Contrairement à l’avis de leur président de parti qui veut à tout prix, que l’AFP aille aux élections présidentielles de 2019 dans une coalition dirigée par le président Macky Sall, Malick Gakou, Malick Guèye, Mamadou Goumbala, Mame Diarra Cissé et quelques autres membres du bureau exécutif de l’AFP, voulaient que leur parti fasse cavalier seul au premier tour des prochaines présidentielles. «Vu les propositions des instances du parti, les instigateurs et les auteurs des actes d’indiscipline caractérisée, faites par les coordinations régionales, les délégations départementales et communales, les sections de l’extérieur et de l’intérieur, les mouvements intégrés et affiliés; ont été exclus Malick Gakou, Malick Guèye… en application des articles 22 et 31 du règlement intérieur du parti», avait tenté de se dédouaner Moustapha Niasse dans son communiqué. «Le 10 mars 2014, le Bureau politique a décidé de soutenir la candidature de Macky Sall en 2017», avait-il expliqué.

Même cas de figure au niveau du parti socialiste. «Ce que Senghor a fait pour Abdou Diouf en lui cédant le pouvoir en 1981, ce dernier l’a aussi fait pour Ousmane Tanor Dieng.

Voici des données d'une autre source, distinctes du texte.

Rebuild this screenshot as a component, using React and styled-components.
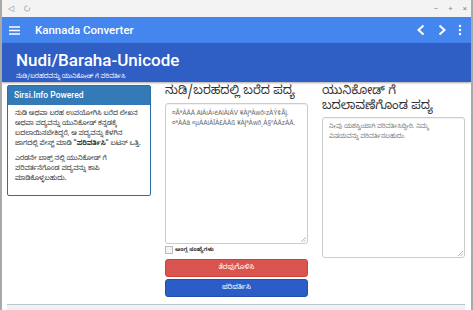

Ainsi, l’actuel premier secrétaire du Parti socialiste devrait faire la même chose avec les autres, notamment Khalifa Sall». Mais, regrette Ameth Saloum Boye «Ousmane Tanor Dieng ne le fera pas parce que c’est dans son style. Il n’est pas très généreux dans l’affectation des responsabilités», a renseigné cet ancien camarade du premier secrétaire du PS. Malheureusement, pour le maire de Dakar, l’avenir a donné raison à Ahmeth Saloum Boye

En effet, son opposition au soutien du Parti socialiste à Macky Sall aux élections législatives du 30 juillet 2017, lui a coûté d’être banni par Tanor Dieng, Abdoulaye Wilane et tous leurs partisans. Pire encore, ses camarades tentent de l’enfoncer dans son incarcération dans le cadre du dossier de la caisse d’avance de la mairie de Dakar. Une manière bien maladroite de se débarrasser d’un camarade de parti avec qui ont aura vécu beaucoup de chose.